Ici, Danyela D'Angelo, l'une des rares qui collectionne aussi quelques vieilles armes. Danyela raconte à Gabriele avoir été éduquée à leur contact. Elle a patiemment attendu son douzième anniversaire pour pouvoir y toucher sous l'œil bienveillant de son père. Depuis, elle participe à des compétitions de tir et s'entraîne trois fois par semaine. Des sponsors la courtisent et les fabricants d'armes lui offrent des exemplaires de leur production. C'est aussi comme cela qu'elle agrandit sa collection.
Les propriétaires de ces armes à feu remplissent parfois des espaces gigantesques avec leur panoplie.
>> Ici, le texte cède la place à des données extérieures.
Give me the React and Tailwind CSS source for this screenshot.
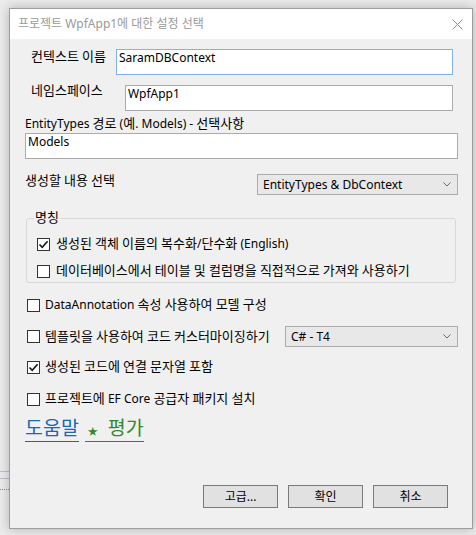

Certains expriment clairement une jubilation qui fait plus qu'interroger et inquiéter.
Nombreux sont également ceux qui posent avec leurs enfants. En ressort ce questionnement sur la spirale des armes aux USA, la transmission de ce droit à porter une arme (ici, il faut plutôt dire "des armes").
J'ai un jour entendu à la radio un spécialiste de l'histoire des USA expliquer que lors de l'écriture de la constitution de l'État Fédéral, la détention et le port d'armes étaient une garantie apportée aux États qui se fédéraient, méfiants de la puissance de l'État central. Le second amendement de la constitution américaine fait d'ailleurs mention "d'une milice bien organisée (étant) nécessaire à la sécurité d'un État libre" pour justifier que "le droit du peuple de détenir et de porter des armes ne doit pas être transgressé." Cette idée reste ancrée dans certains inconscients aux États-Unis, mais la réalité aujourd'hui est plus un droit à l'auto-défense qu'une visée d'armement politique.
Il est intéressant de noter que l'idée d'Ameriguns est née de cette photo. Gabriele Galimberti la commente ainsi : "C'était la première fois que je photographiais une famille avec ses armes. Les trois enfants de James sont âgés de 8 à 15 ans. J'explorais à ce moment-là les relations entre un père et ses enfants."
Toy Story
À la même période, Gabriele Galimberti se tourne vers les enfants. Alors qu'il demande aux adultes américains d'exhiber leurs armes, comme en écho, il demande aux enfants du monde entier d'exhiber leurs jouets.
À l'instar d'Elene qui vit en Géorgie, les enfants posent quasi tous avec un sourire. "Que les enfants possèdent une véritable flotte de voitures miniatures ou un seul singe en peluche, la fierté qu'ils éprouvent est émouvante, drôle et donne à réfléchir" dit Gabriele Galimberti.
Le photographe va à la rencontre de toutes les origines sociales et géographiques. Il photographie aussi bien Rivaldo, jeune enfant de Port-au-Prince, Ayotomiwa de Lagos ou Elias qui vit en Suisse.
Au-delà de leur côté touchant et profondément humain, ces images portent la signature du photographe dans la façon dont elles sont mises en scène et les enfants amenés à poser. L'écho avec les multi-possesseurs d'armes est indéniable, tant la composition est proche. Les faciès se retrouvent face à face, et finalement, toutes ces armes, aussi inquiétantes soient-elles, semblent bien vaines et stupides devant la joie et la fierté de ces enfants. Le futur est conditionné par les adultes, mais il trouve la lumière dans ceux qui aujourd'hui sont les plus petits.
Confronter ces deux approches photographiques de Gabriele Galimberti est réellement saisissant, tant l'esthétique est similaire pour un résultat diamétralement opposé selon quelle série le spectateur regarde. Quand Ameriguns démontre toute la démesure à laquelle amène la peur de l'autre, la politique et le sentiment de toute-puissance, Toy Story consacre la réalité de l'imaginaire, le pouvoir de l'innocence et du jeu. Deux angles différents pour deux façons de shooter similaires et qui proposent deux facettes du monde autant que de l'Humain. Une fois mises face à face, elles bousculent, tout en constatant que la présence de ces enfants avec leurs jouets entretient l'espoir.